Cash shortage in recent years simply accelerated the transformation. No one expected or anticipated this whole new world in 2011.
And that is where the problems arose, with banks operating like a phone company. So the less pure moved in to take advantage of the potential slackness.
The authorities are now convinced that most agents, having lost their original business, were using agent lines to either buy and sell cash, at an illegal premium, or being the middlemen in the black market for foreign currency.
Some merchants then stepped in, using their merchant accounts to send large sums to agents and runners with ordinary lines to buy up those small sums from tens of thousands receiving diaspora remittances, and all this being done without anyone in authority being able to see what was happening.
The mobile money operators were allowing large balances to build up in system wallets, not backed by trust accounts in banks, and had no idea who their customers transferring large sums were, or even how many lines a particular customer possessed.
So now we need short-term and long-term solutions to the dangers of the new world, while keeping the convenience, universal acceptance and low costs. The short-term measures are the one-way merchant accounts, which stop abuse without hitting business, and the end of agencies, which if they ever re-open will do so under quite different rules.
The long-term measures are enforcement of the March regulations, with the RBZ being able to see all transactions as they occur, with the mobile money concerns needing to know their customers a lot better than a phone company needs to know, with all wallet balances matching balances in trust accounts in real banks, so no one is “printing” extra billions privately, and with swift investigation and action on dubious transfers.
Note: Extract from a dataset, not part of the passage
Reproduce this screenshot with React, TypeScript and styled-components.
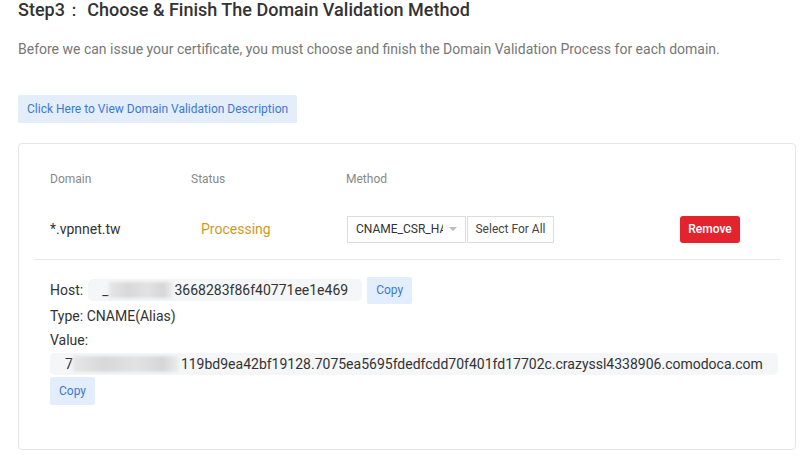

Managers of these mobile systems now need to start thinking like the bankers they have become rather than the phone company executives they were, must recognise that the revolution they created has been successful beyond their dreams, and must work swiftly with the RBZ and the Ministry of Finance and Economic Development to implement needed rules and write a new “Highway Code” for their business, that keeps ordinary pedestrians and drivers safely on the highway but eliminates the speeders, red-light jumpers, and others who cause the dangers.